The Multilingual Pleasures of Slavic Worlds: Sacher-Masoch, Franzos, FreudDwyer, A.;
2013 Comparative Literature
doi: 10.1215/00104124-2143143
This essay investigates the linguistic play and geopolitical scenarios in the work of Austrian writer Leopold von Sacher-Masoch (author of Venus in Furs and the man who gave his name to “masochism”) and his younger contemporary, the German-Jewish writer Karl Emil Franzos. Both men grew up in the Eastern borderlands of the Habsburg Empire, in the Crownland of Galicia, which was inhabited by Ukrainians, Jews, and Poles. A third figure with a distinctly Habsburg imperial biography, Sigmund Freud, provides both techniques for reading and serves as a subject of analysis in his own right.

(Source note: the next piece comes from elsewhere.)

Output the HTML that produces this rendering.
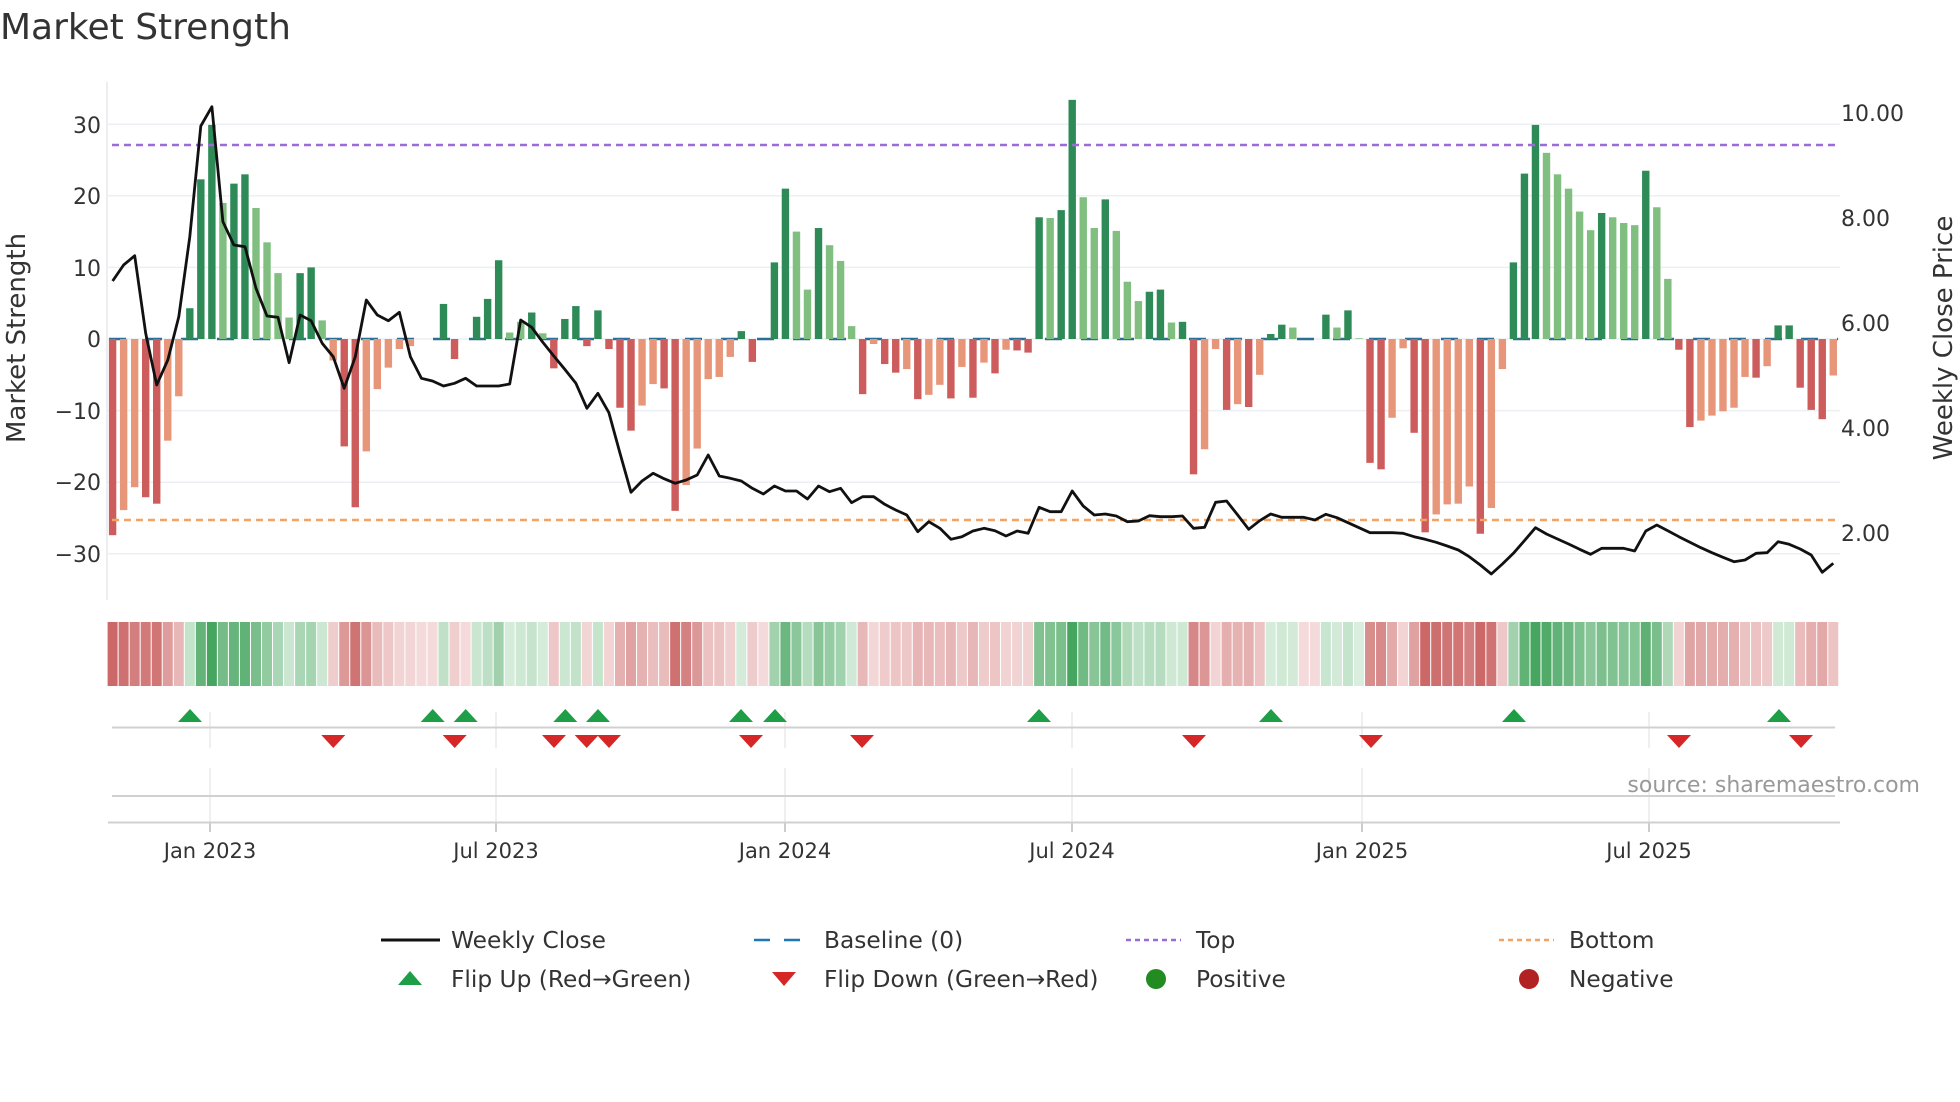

Drawing on a psychoanalytic toolbox, this essay develops a provincial reading of psychosexual and geopolitical fantasies in these writers' work within the context of Austrian culture after Austria's defeat to Prussia (1866) and subsequent German unification (1871). The analysis devotes special attention to the linguistic origins of Sacher-Masoch's favored fetish object, the fur-lined kazabaika . Sacher-Masoch's particular brand of fetishism, this essay argues, is a form of resistance to the procrustean bed of national identity in favor of an aestheticized and idealized vision of imperial multiplicity. This article aspires to remind twenty-first-century critics that Freudian psychoanalysis was born at the border and emerged from the interstices of multiple languages, religions, and nationalities. In the Habsburg imperial setting where psychoanalytic thinking first took hold, the psychoanalytic subject and the syntax of the fantasy were always emphatically multilingual and cross-cultural.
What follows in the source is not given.